This happens because update_xtime_cache() does:
xtime_cache = xtime;
timespec_add_ns(&xtime_cache, nsec);
Its possible that xtime is 1sec,999msecs, and nsecs is 1ms, resulting in
a xtime_cache that is 2sec,0ms.
get_seconds() (which is used by sys_time()) does not take the
xtime_lock, which is ok as the xtime.tv_sec value is a long and can be
atomically read safely.
The problem occurs the next call to update_xtime_cache() if xtime has
not increased:
/* This sets xtime_cache back to 1sec, 999msec */
xtime_cache = xtime;
/* get_seconds, calls here, and sees a 1second inconsistency */
timespec_add_ns(&xtime_cache, nsec);
In order to resolve this, we could add locking to get_seconds(), but it
needs to be lock free, as it is called from the machine check handler,
opening a possible deadlock.
So instead, this patch introduces an intermediate value for the
calculations, so that we only assign xtime_cache once with the correct
time, using ACCESS_ONCE to make sure the compiler doesn't optimize out
any intermediate values.
The xtime_cache manipulations were removed with 2.6.35, so that kernel
and later do not need this change.
In 2.6.33 and 2.6.34 the logarithmic accumulation should make it so
xtime is updated each tick, so it is unlikely that two updates to
xtime_cache could occur while the difference between xtime and
xtime_cache crosses the second boundary.
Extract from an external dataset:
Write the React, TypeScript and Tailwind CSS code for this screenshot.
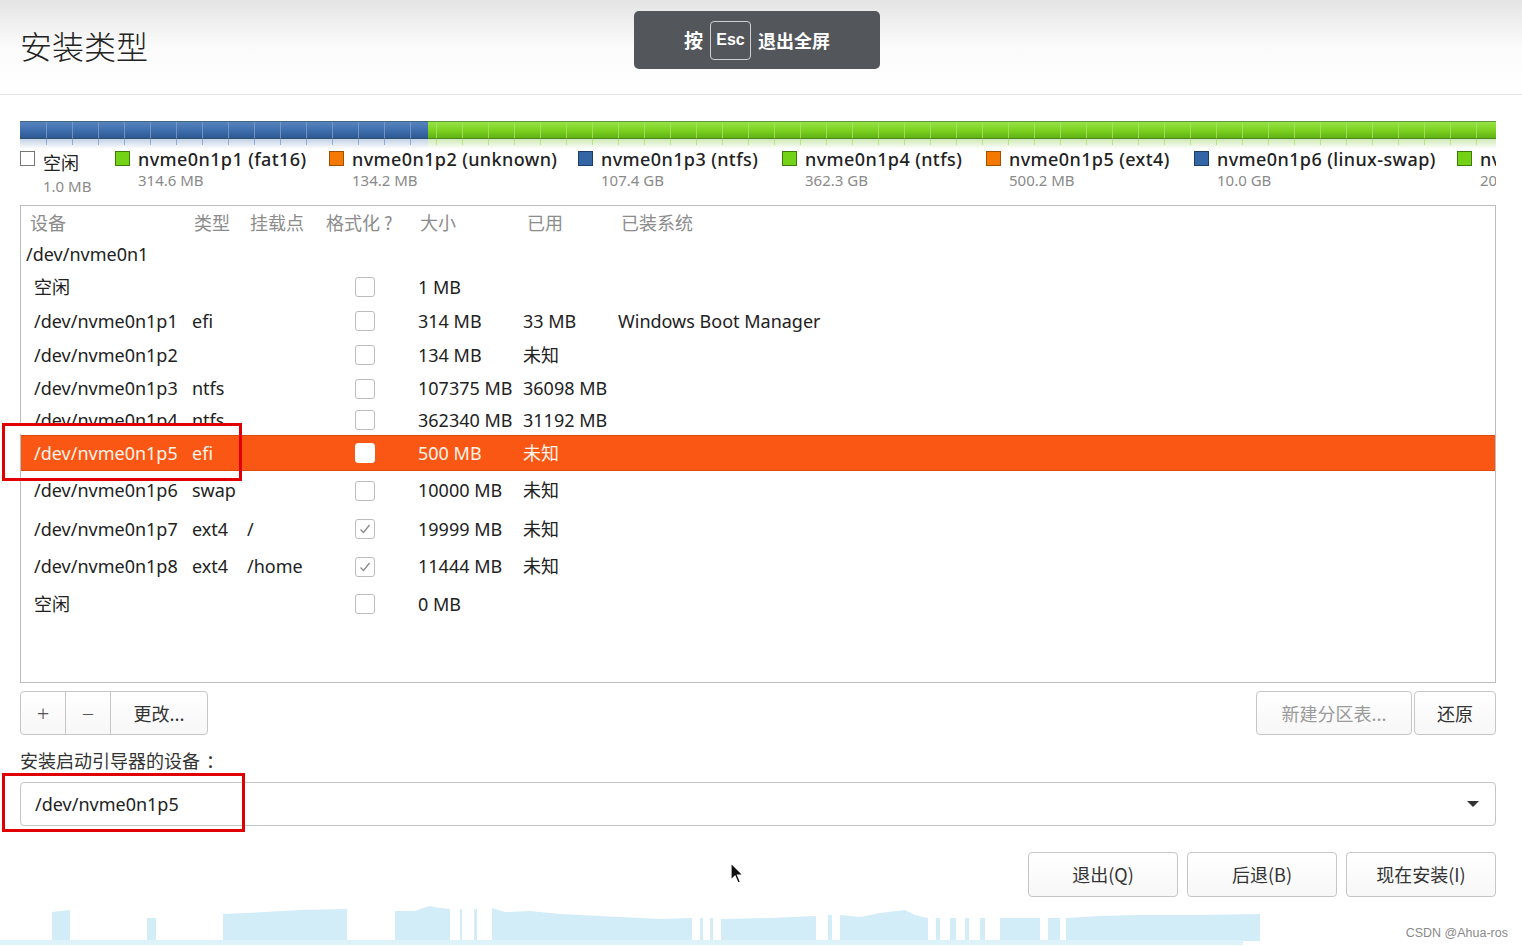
import React from 'react';

const latin = "font-['Noto_Sans','Noto_Sans_CJK_SC',sans-serif]";

interface Row {
  dev: string;
  type?: string;
  mount?: string;
  fmt?: boolean;
  size: string;
  used?: string;
  sys?: string;
  h: string;
  selected?: boolean;
}

const rows: Row[] = [
  { dev: '空闲', size: '1 MB', h: 'h-[34px]' },
  { dev: '/dev/nvme0n1p1', type: 'efi', size: '314 MB', used: '33 MB', sys: 'Windows Boot Manager', h: 'h-[34px]' },
  { dev: '/dev/nvme0n1p2', size: '134 MB', used: '未知', h: 'h-[34px]' },
  { dev: '/dev/nvme0n1p3', type: 'ntfs', size: '107375 MB', used: '36098 MB', h: 'h-[33px]' },
  { dev: '/dev/nvme0n1p4', type: 'ntfs', size: '362340 MB', used: '31192 MB', h: 'h-[30px]' },
  { dev: '/dev/nvme0n1p5', type: 'efi', size: '500 MB', used: '未知', h: 'h-[36px]', selected: true },
  { dev: '/dev/nvme0n1p6', type: 'swap', size: '10000 MB', used: '未知', h: 'h-[39px]' },
  { dev: '/dev/nvme0n1p7', type: 'ext4', mount: '/', fmt: true, size: '19999 MB', used: '未知', h: 'h-[38px]' },
  { dev: '/dev/nvme0n1p8', type: 'ext4', mount: '/home', fmt: true, size: '11444 MB', used: '未知', h: 'h-[37px]' },
  { dev: '空闲', size: '0 MB', h: 'h-[38px]' },
];

const legend = [
  { name: '空闲', size: '1.0 MB', sq: 'bg-white border-[#777]', w: 'w-[95px]', free: true },
  { name: 'nvme0n1p1 (fat16)', size: '314.6 MB', sq: 'bg-[#73d216] border-[#3e7a0a]', w: 'w-[214px]' },
  { name: 'nvme0n1p2 (unknown)', size: '134.2 MB', sq: 'bg-[#f57900] border-[#a04f00]', w: 'w-[249px]' },
  { name: 'nvme0n1p3 (ntfs)', size: '107.4 GB', sq: 'bg-[#3465a4] border-[#1c3d6a]', w: 'w-[204px]' },
  { name: 'nvme0n1p4 (ntfs)', size: '362.3 GB', sq: 'bg-[#73d216] border-[#3e7a0a]', w: 'w-[204px]' },
  { name: 'nvme0n1p5 (ext4)', size: '500.2 MB', sq: 'bg-[#f57900] border-[#a04f00]', w: 'w-[208px]' },
  { name: 'nvme0n1p6 (linux-swap)', size: '10.0 GB', sq: 'bg-[#3465a4] border-[#1c3d6a]', w: 'w-[263px]' },
  { name: 'nvme0n1p7 (ext4)', size: '20.0 GB', sq: 'bg-[#73d216] border-[#3e7a0a]', w: 'w-[220px]' },
];

function Check({ on, white }: { on?: boolean; white?: boolean }) {
  return (
    <div
      className={`w-[20px] h-[20px] rounded-[3px] border flex items-center justify-center ${
        white ? 'bg-white border-[#fff]' : 'bg-white border-[#bdbdbd]'
      }`}
    >
      {on && (
        <svg width="14" height="14" viewBox="0 0 14 14">
          <path d="M2.5 7.5 L5.5 10.5 L11.5 3" fill="none" stroke="#8a8a8a" strokeWidth="1.3" />
        </svg>
      )}
    </div>
  );
}

function PartitionBar() {
  const W = 1476;
  const blue = 408;
  const ticks = [];
  for (let x = 26; x < W; x += 26) ticks.push(x);
  return (
    <svg width={W} height="30" className="block">
      <defs>
        <linearGradient id="gb" x1="0" y1="0" x2="0" y2="1">
          <stop offset="0" stopColor="#5a86c0" />
          <stop offset="0.5" stopColor="#3f6fae" />
          <stop offset="1" stopColor="#2d5590" />
        </linearGradient>
        <linearGradient id="gg" x1="0" y1="0" x2="0" y2="1">
          <stop offset="0" stopColor="#9ae34a" />
          <stop offset="0.5" stopColor="#7dd321" />
          <stop offset="1" stopColor="#5fae12" />
        </linearGradient>
        <linearGradient id="gr" x1="0" y1="0" x2="0" y2="1">
          <stop offset="0" stopColor="#cfe9b5" />
          <stop offset="1" stopColor="#ffffff" />
        </linearGradient>
        <linearGradient id="grb" x1="0" y1="0" x2="0" y2="1">
          <stop offset="0" stopColor="#c3d2e6" />
          <stop offset="1" stopColor="#ffffff" />
        </linearGradient>
      </defs>
      <rect x="0" y="0" width={blue} height="18" fill="url(#gb)" />
      <rect x={blue} y="0" width={W - blue} height="18" fill="url(#gg)" />
      <rect x="0" y="18" width={blue} height="10" fill="url(#grb)" />
      <rect x={blue} y="18" width={W - blue} height="10" fill="url(#gr)" />
      {ticks.map((x) => (
        <line
          key={x}
          x1={x + 0.5}
          y1="1"
          x2={x + 0.5}
          y2="24"
          stroke={x < blue ? '#7f9fcc' : '#a8e46a'}
          strokeWidth="1"
          opacity="0.8"
        />
      ))}
      <line x1="0" y1="0.5" x2={W} y2="0.5" stroke="#2a4a3a" strokeOpacity="0.5" />
      <line x1="0" y1="17.5" x2={W} y2="17.5" stroke="#2a4a3a" strokeOpacity="0.4" />
    </svg>
  );
}

function Wave() {
  const pts =
    '0,938 52,938 52,909 70,907 70,938 147,938 147,915 156,915 156,938 223,938 223,911 265,909 300,907 347,906 347,938 395,938 395,908 415,908 429,903 440,905 450,906 450,938 460,938 460,906 462,906 462,938 474,938 474,906 477,906 477,938 492,938 492,905 505,909 530,908 560,911 620,914 660,916 692,915 692,938 700,938 700,915 703,915 703,938 710,938 710,915 713,915 713,938 721,938 721,916 770,915 816,913 816,938 828,938 828,912 832,912 832,938 840,938 840,912 860,914 880,910 905,907 915,912 928,915 928,938 936,938 936,915 940,915 940,938 950,938 950,915 956,915 956,938 965,938 965,915 969,915 969,938 980,938 980,915 985,915 985,938 1000,938 1000,915 1040,915 1040,938 1048,938 1048,915 1060,915 1060,938 1066,938 1066,915 1100,913 1140,912 1200,912 1260,911 1260,938';
  return (
    <svg width="1522" height="45" viewBox="0 900 1522 45" className="block">
      <polygon points={pts} fill="#d3edf8" />
      <rect x="0" y="937" width="1243" height="5" fill="#def2fa" />
    </svg>
  );
}

function Cursor() {
  return (
    <svg width="16" height="24" viewBox="0 0 16 24" className="absolute left-[730px] top-[862px]">
      <path d="M1 1 L1 18 L5 14 L8 21 L10.5 20 L7.5 13 L13 13 Z" fill="#111" stroke="#fff" strokeWidth="1.2" />
    </svg>
  );
}

export default function App() {
  return (
    <div className={`relative w-[1522px] h-[947px] overflow-hidden bg-white text-[#333] ${latin}`}>
      {/* header */}
      <div className="h-[95px] bg-gradient-to-b from-[#e4e4e4] via-[#fbfbfb] to-white border-b border-[#e2e2e2] flex items-center pl-[20px] pb-[4px]">
        <div className="text-[32px] leading-none text-[#222] font-['Noto_Sans_CJK_SC',sans-serif] font-light">安装类型</div>
      </div>

      <div className="pl-[20px] pr-[26px] pt-[26px]">
        <PartitionBar />

        {/* legend */}
        <div className="flex w-[1476px] overflow-hidden -mt-[3px] h-[57px]">
          {legend.map((l) => (
            <div key={l.name} className={`${l.w} shrink-0 flex`}>
              <div className={`w-[15px] h-[15px] border mt-[3px] shrink-0 ${l.sq}`} />
              <div className="ml-[8px] whitespace-nowrap">
                <div
                  className={
                    l.free
                      ? "text-[18px] leading-[22px] mt-[3px] text-[#222] font-['Noto_Sans_CJK_SC',sans-serif]"
                      : 'text-[18px] leading-[22px] text-[#222] font-medium tracking-[0.4px]'
                  }
                >
                  {l.name}
                </div>
                <div className={`text-[15px] leading-[18px] text-[#8a8a8a] ${l.free ? 'mt-[4px]' : 'mt-[1px]'}`}>
                  {l.size}
                </div>
              </div>
            </div>
          ))}
        </div>

        {/* table */}
        <div className="border border-[#bcbcbc] h-[478px] bg-white">
          <div className="grid grid-cols-[164px_56px_76px_94px_107px_94px_1fr] pl-[9px] h-[33px] items-center text-[18px] text-[#8c8c8c] font-['Noto_Sans_CJK_SC',sans-serif]">
            <div>设备</div>
            <div>类型</div>
            <div>挂载点</div>
            <div>格式化 ?</div>
            <div>大小</div>
            <div>已用</div>
            <div>已装系统</div>
          </div>
          <div className="h-[31px] flex items-center pl-[5px] text-[18px] text-[#222]">/dev/nvme0n1</div>
          {rows.map((r, i) => (
            <div
              key={i}
              className={`grid grid-cols-[158px_55px_108px_63px_105px_95px_1fr] pl-[13px] items-center text-[18px] whitespace-nowrap ${r.h} ${
                r.selected ? 'bg-[#fa5614] text-[#fff4ea] border-y border-[#dd4a0c]' : 'text-[#222]'
              }`}
            >
              <div>{r.dev}</div>
              <div>{r.type}</div>
              <div>{r.mount}</div>
              <div>
                <Check on={r.fmt} white={r.selected} />
              </div>
              <div>{r.size}</div>
              <div>{r.used}</div>
              <div>{r.sys}</div>
            </div>
          ))}
        </div>

        {/* buttons row */}
        <div className="flex justify-between mt-[8px] h-[44px]">
          <div className="flex border border-[#c6c6c6] rounded-[4px] bg-gradient-to-b from-white to-[#f7f7f7] text-[18px]">
            <div className="w-[45px] flex items-center justify-center text-[#555] border-r border-[#c6c6c6] text-[22px] font-light">+</div>
            <div className="w-[45px] flex items-center justify-center text-[#555] border-r border-[#c6c6c6] text-[22px] font-light">−</div>
            <div className="w-[96px] flex items-center justify-center text-[#333] font-['Noto_Sans_CJK_SC',sans-serif]">更改...</div>
          </div>
          <div className="flex gap-[2px] text-[18px] font-['Noto_Sans_CJK_SC',sans-serif]">
            <div className="w-[156px] flex items-center justify-center border border-[#c6c6c6] rounded-[4px] text-[#9a9a9a] bg-gradient-to-b from-white to-[#f7f7f7]">新建分区表...</div>
            <div className="w-[82px] flex items-center justify-center border border-[#c6c6c6] rounded-[4px] text-[#333] bg-gradient-to-b from-white to-[#f7f7f7]">还原</div>
          </div>
        </div>

        <div className="mt-[13px] text-[18px] leading-[24px] text-[#333] font-['Noto_Sans_CJK_SC',sans-serif] flex">
          <span>安装启动引导器的设备</span>
          <span className="ml-[6px]">：</span>
        </div>

        <div className="mt-[10px] h-[44px] border border-[#c6c6c6] rounded-[4px] flex items-center justify-between pl-[14px] pr-[16px] bg-white">
          <div className="text-[18px] text-[#222]">/dev/nvme0n1p5</div>
          <svg width="12" height="8" viewBox="0 0 12 8">
            <path d="M0 1 L12 1 L6 7 Z" fill="#333" />
          </svg>
        </div>

        <div className="flex justify-end gap-[9px] mt-[26px] font-['Noto_Sans_CJK_SC',sans-serif] text-[18px]">
          <div className="w-[150px] h-[45px] flex items-center justify-center border border-[#c6c6c6] rounded-[4px] bg-gradient-to-b from-white to-[#f7f7f7]">退出(Q)</div>
          <div className="w-[150px] h-[45px] flex items-center justify-center border border-[#c6c6c6] rounded-[4px] bg-gradient-to-b from-white to-[#f7f7f7]">后退(B)</div>
          <div className="w-[150px] h-[45px] flex items-center justify-center border border-[#c6c6c6] rounded-[4px] bg-gradient-to-b from-white to-[#f7f7f7]">现在安装(I)</div>
        </div>

        <div className="-ml-[20px] -mr-[26px] mt-[6px]">
          <Wave />
        </div>
      </div>

      {/* overlays */}
      <div className="absolute left-[634px] top-[11px] w-[246px] h-[58px] bg-[#53565b] rounded-[5px] flex items-center justify-center gap-[7px] text-white font-bold font-['Noto_Sans_CJK_SC',sans-serif]">
        <span className="text-[19px]">按</span>
        <span className="w-[41px] h-[39px] border border-[#d0d0d0] rounded-[4px] flex items-center justify-center text-[16px] font-['Liberation_Sans',sans-serif]">Esc</span>
        <span className="text-[18px]">退出全屏</span>
      </div>

      <div className="absolute left-[2px] top-[423px] w-[240px] h-[58px] border-[3px] border-[#e00000]">
        <div className="h-[8px] bg-white" />
      </div>
      <div className="absolute left-[2px] top-[773px] w-[243px] h-[59px] border-[3px] border-[#e00000]" />

      <div className="absolute right-[14px] top-[924px] text-[12.5px] text-[#8a8a8a] font-['Liberation_Sans',sans-serif]">CSDN @Ahua-ros</div>

      <Cursor />
    </div>
  );
}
However, the paranoid might
want to pull this into 2.6.33/34-longterm just to be sure.
Thanks to Stephen for helping finally narrow down the root cause and
many hours of help with testing and validation. Also thanks to Max,
Andi, Eric and Paul for review of earlier attempts and helping clarify
what is possible with regard to out of order execution.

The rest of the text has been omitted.